The Austin Chronicle

https://www.austinchronicle.com/events/film/2013-07-05/20-feet-from-stardom/

20 Feet From Stardom

Rated PG-13, 90 min. Directed by Morgan Neville.

REVIEWED By Kimberley Jones, Fri., July 5, 2013

20 Feet From Stardom is an extended hosanna to an undersung artist, the backup singer, and what a joyful noise it makes. To chart the creative contributions of so-often-anonymous session vocalists, filmmaker Morgan Neville – a longtime music-doc director (his CV includes television biographies of Hank Williams, Muddy Waters, Johnny Cash, and Stax Records) – samples six decades of American pop-music history: from doo-wop and girl groups, Ray Charles’ Raelettes and producer Phil Spector’s Wall of Sound, to the politically charged, nitty-gritty rock & roll years and on into the age of Auto-Tune, where demand for backup singers has waned considerably.

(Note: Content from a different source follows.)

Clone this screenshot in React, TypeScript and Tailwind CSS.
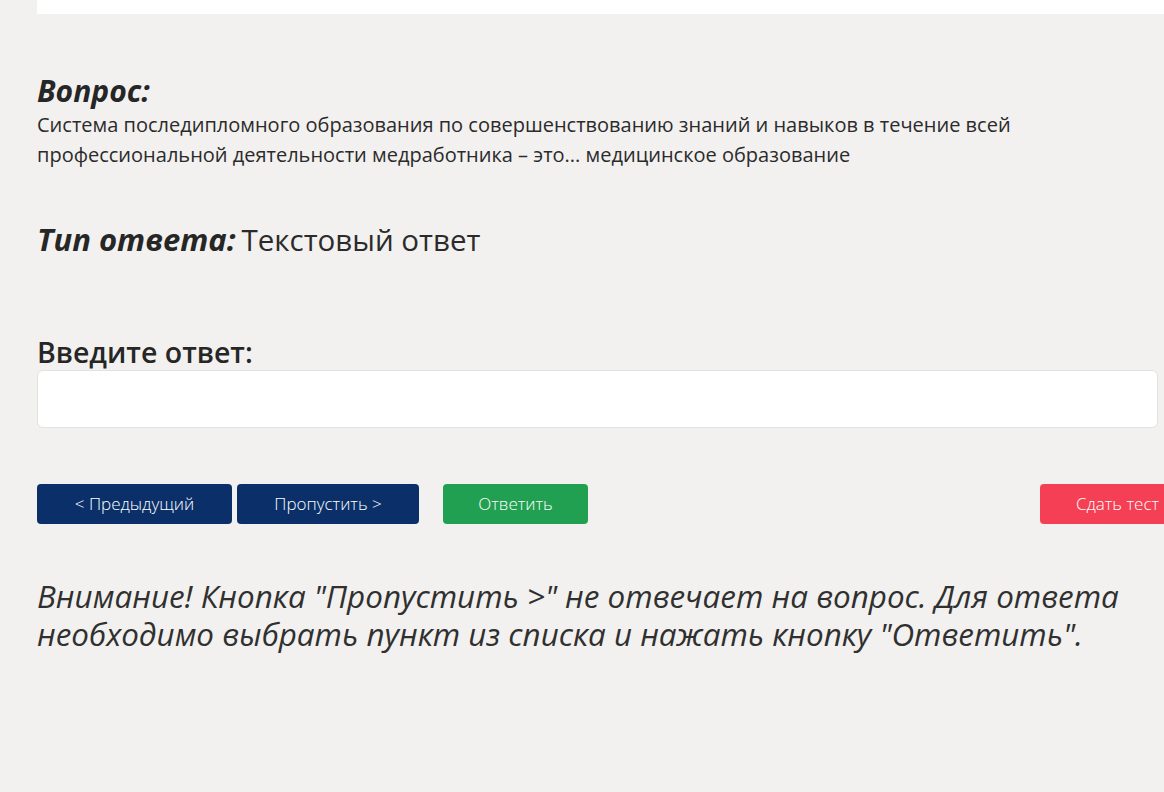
import { useState } from 'react';

const font = { fontFamily: '"Open Sans", "Noto Sans", sans-serif' };

const App = () => {
  const [answer, setAnswer] = useState('');

  return (
    <div className="min-h-[792px] w-full overflow-hidden bg-[#f2f1ef] text-[#262626]" style={font}>
      {/* top card edge */}
      <div className="ml-[37px] h-[14px] bg-white" />

      <div className="pl-[37px] pt-[59px]">
        <h3 className="text-[30px] font-bold italic leading-[36px]">Вопрос:</h3>
        <p className="mt-[1px] max-w-[1000px] text-[20px] leading-[30px] text-[#2b2b2b]">
          Система последипломного образования по совершенствованию знаний и навыков в течение всей профессиональной
          деятельности медработника – это... медицинское образование
        </p>

        <div className="mt-[49px] flex items-baseline gap-[6px] leading-[40px]">
          <span className="text-[31px] font-bold italic">Тип ответа:</span>
          <span className="text-[29.5px] font-normal text-[#2b2b2b]">Текстовый ответ</span>
        </div>

        <label className="mt-[76px] block text-[28.5px] font-semibold leading-[32px]">Введите ответ:</label>
        <input
          value={answer}
          onChange={(e) => setAnswer(e.target.value)}
          className="mt-[2px] block h-[58px] w-[1121px] rounded-[6px] border border-[#e2e2e2] bg-white px-3 text-[18px] outline-none"
        />

        <div className="mt-[56px] flex w-[1140px] items-center text-[17px] font-light text-white">
          <button className="h-[40px] w-[195px] rounded-[4px] bg-[#0b3069]">&lt; Предыдущий</button>
          <button className="ml-[5px] h-[40px] w-[182px] rounded-[4px] bg-[#0b3069]">Пропустить &gt;</button>
          <button className="ml-[24px] h-[40px] w-[145px] rounded-[4px] bg-[#22a052]">Ответить</button>
          <button className="ml-auto h-[40px] w-[137px] shrink-0 rounded-[4px] bg-[#f43f55] pl-[18px]">Сдать тест</button>
        </div>

        <p className="mt-[53px] max-w-[1125px] text-[31.4px] font-normal italic leading-[38px] text-[#303030]">
          Внимание! Кнопка "Пропустить &gt;" не отвечает на вопрос. Для ответа необходимо выбрать пункт из списка и
          нажать кнопку "Ответить".
        </p>
      </div>
    </div>
  );
};

export default App;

Neville collared some very big names to sit for his camera – Bruce Springsteen, Stevie Wonder, and Sting, to name a few – but it’s the nonhousehold names that hold our attention. Like Darlene Love, whose powerhouse vocals defined songs as diverse as “That’s Life,” “Monster Mash,” and “The Shoop Shoop Song (It’s in His Kiss).” Or Merry Clayton, who supplied that epic wail in the Rolling Stones’ “Gimme Shelter.” Both women tried their hands at solo careers, but it didn’t take – blame the limited imagination of the industry (“there’s only one Aretha”), the fickleness of fate, or mismanagement. As for the latter, Spector – who signed Love and was, according to her, the instrument of her ruin – might worry over his unflattering portrayal here if that second-degree murder conviction hadn’t tanked his reputation already.

Crap pay and chronic lack of credit dogged all the backup singers, while drugs were the special undoing of some. 20 Feet From Stardom doesn’t shy away from the harder truths of the industry, but it goes down easily, and is stylishly assembled, spryly executed, and satisfyingly arced to end in triumph. The spotlight hasn’t dimmed yet: Since the film’s premiere at the 2013 Sundance Film Festival, a number of the film’s subjects have enjoyed a boost in recognition, which should continue with last month’s release of a movie soundtrack that packages classics and newly recorded songs. The new material – threaded throughout the film in beautifully shot in-studio sequences – nails what’s so great, and so feel-good, about 20 Feet From Stardom: It both celebrates the unheralded individual and uplifts the special aural alchemy that’s created when many individual voices blend together as one.